You were raised to "be tough" and "work hard" due to your culture, so you take responsibility for everything. But when someone fucks up, you blame yourself immediately, and are ashamed you let everything "fall apart."

You hated disappointing your parents so you can never say "No" to people because you're afraid of disappointing them too.

By following this path that wasn't even set by you in the first place, you ask the question: where the fuck does it lead?

If someone picked your course, are you okay with them picking your ending too?

This story is about me peeling back the reasons for my insecurities and rewriting the stories I thought were my own, so that what I do every day is aligned with what is true to me, not to what was true for my parents, for my cultural roots, or for the standards of society.

I'm writing to you as your best friend next door. As you walk with me and unravel the truths and horrors of my life and witness the beginning of my transformation, I want you to look at and unravel your own daily habits too.

If I had to narrow down and pick one thing for you to take away from this book – if for some reason you just skim all these pages, or you don't bother to pay attention because half of your brain is thinking about what's for lunch – remember this:

Start to question why you do things. Question your daily habits: the clothes you wear, your natural tendencies, and your common sayings. Ask whether they are rooted in a place of insecurity or an opportunity for growth. Ultimately, ask: "Why?"

Ask yourself whether you do it because of other people's expectations? Society's? Your family's? Are you okay with this? Is this how you want to continue living your life? Are you open to receiving something better, something that's designed by you and meant for you?

Once you start asking yourself questions, you will find your "why" behind your daily actions, your attitude towards certain things, your reactions, and your deep insecurities that have haunted you for years.

Small or big life transformations start with being aware that something needs to change. That's what the start of this book will help you discover. Once you've figured out what needs to change, it's about slowly opening up about it and becoming vulnerable. It's taking responsibility for your life and that you create your own reality. It's asking yourself what habits you want to change, now that you realize that those habits came from a place of insecurity. Release the shame that you allowed yourself to be led by something that wasn't true to you. Let go of the blame.

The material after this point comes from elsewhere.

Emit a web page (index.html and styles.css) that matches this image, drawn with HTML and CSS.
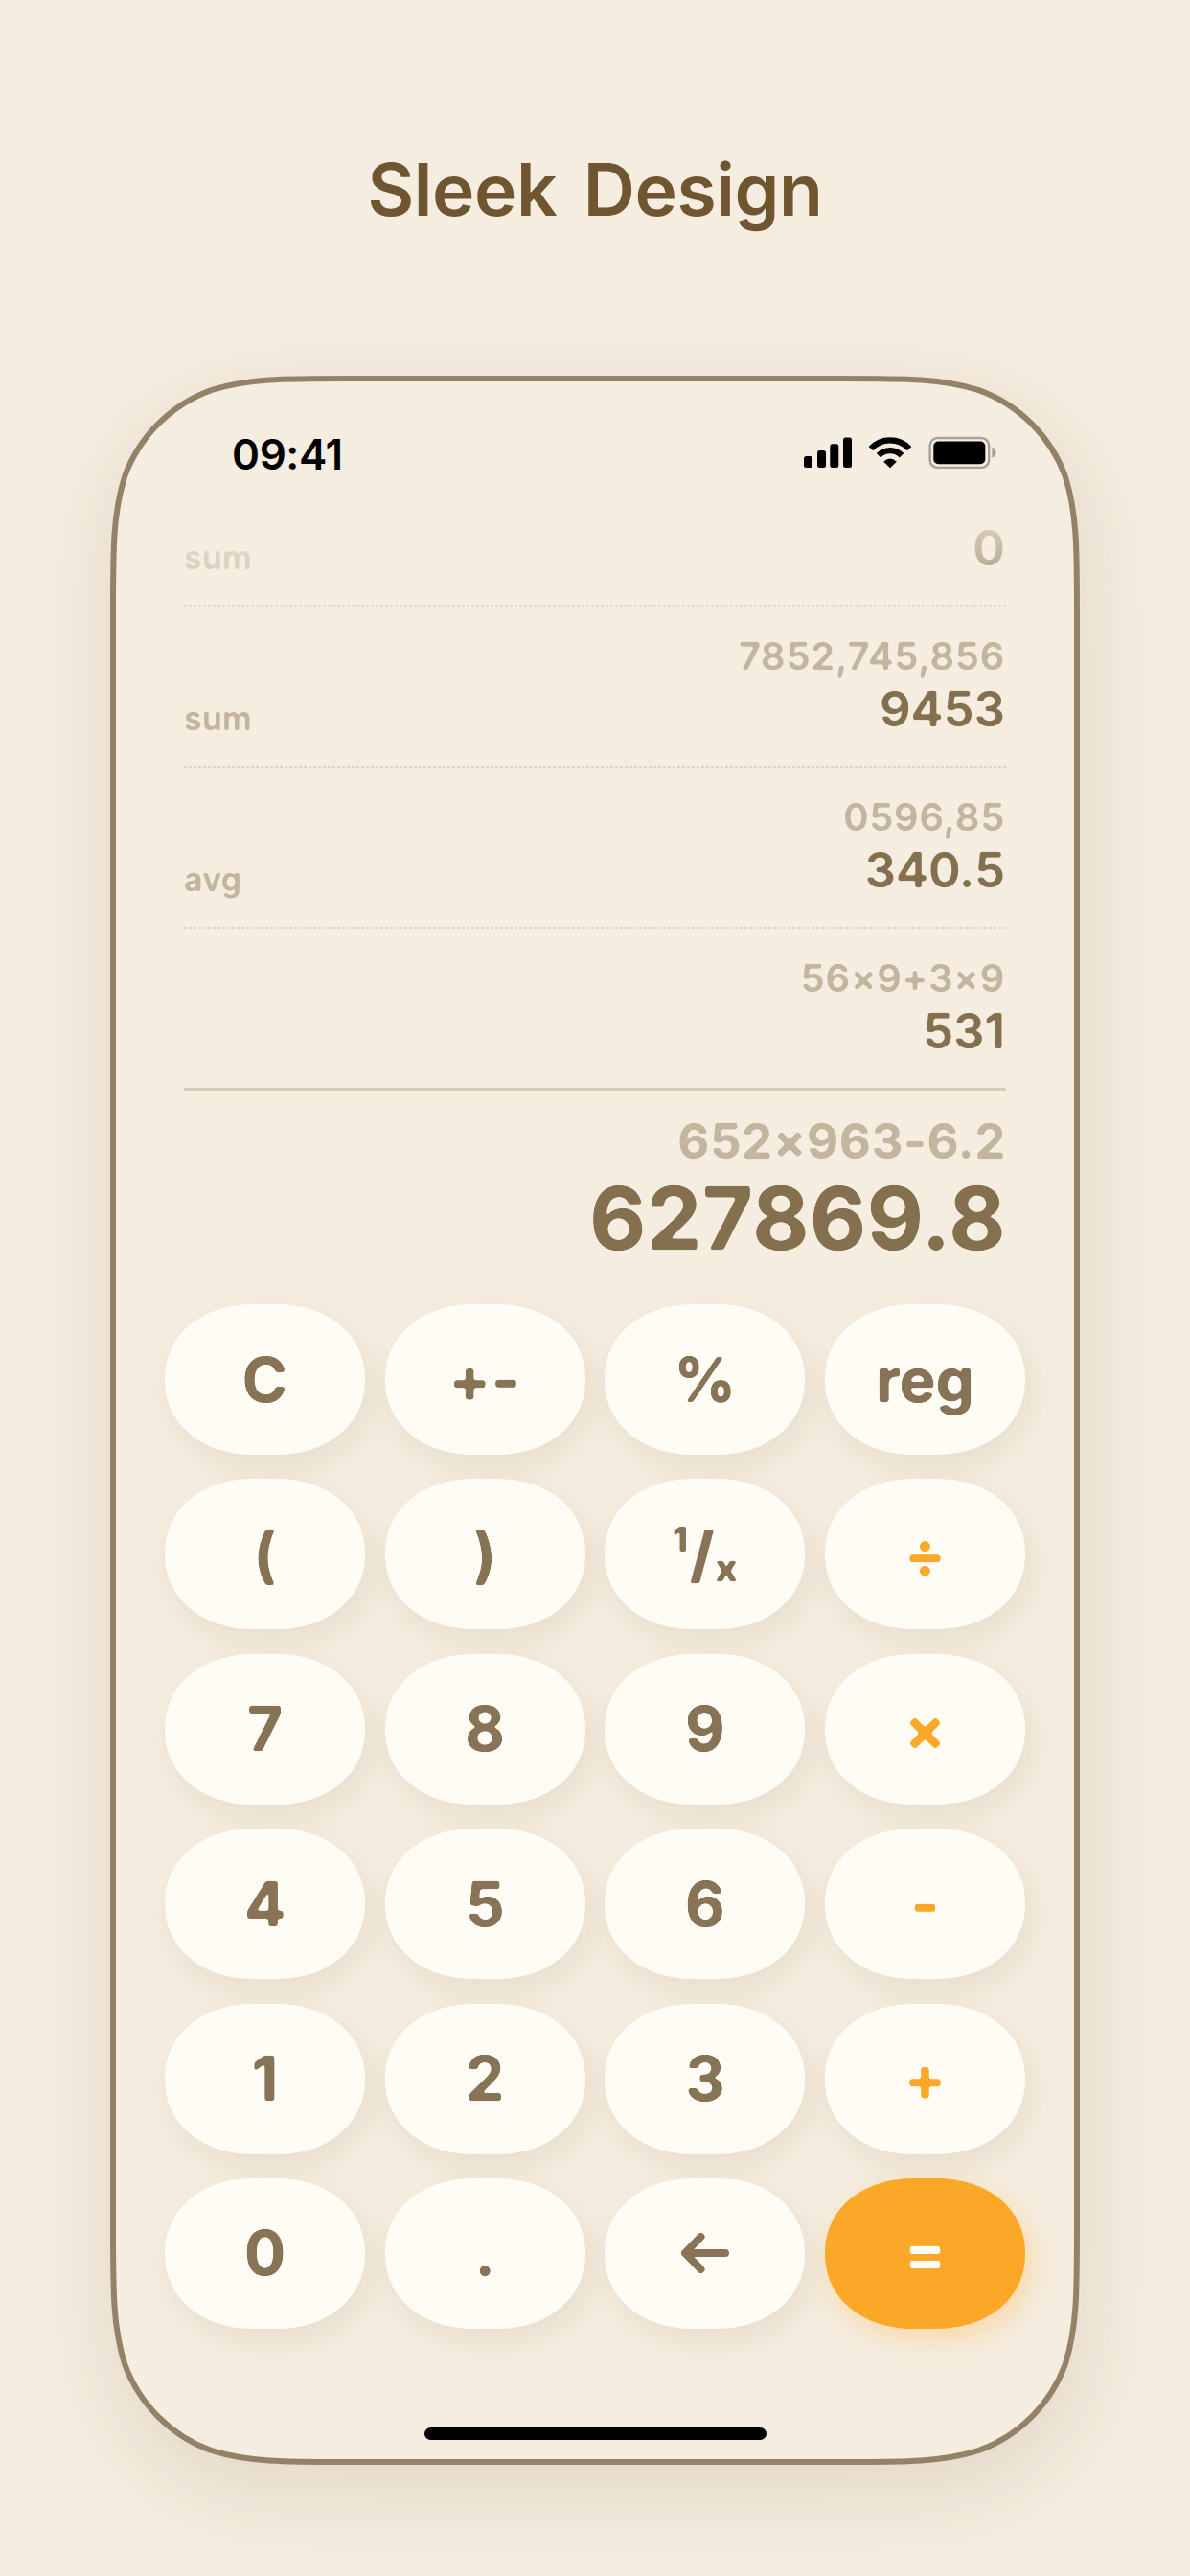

You will find gratitude toward these revelations and your awareness will be heightened. Slowly, you will learn how to change and slowly, you will shift into the life you want. Not a life written by others, but a life written by you. This means believing that you deserve and already have abundance (through manifestation) and creating healthy habits (mindset, nutrition, fitness, self-care etc.). Soon, you do what you love everyday and figure out how to do that through intentional action.

Others' expectations are strongly connected to how you value yourself and how you measure your worth. You need to recognize this misalignment and change your ways to align with your true expectations. Live the life you want. Live, speak, and act your truth, not some else's.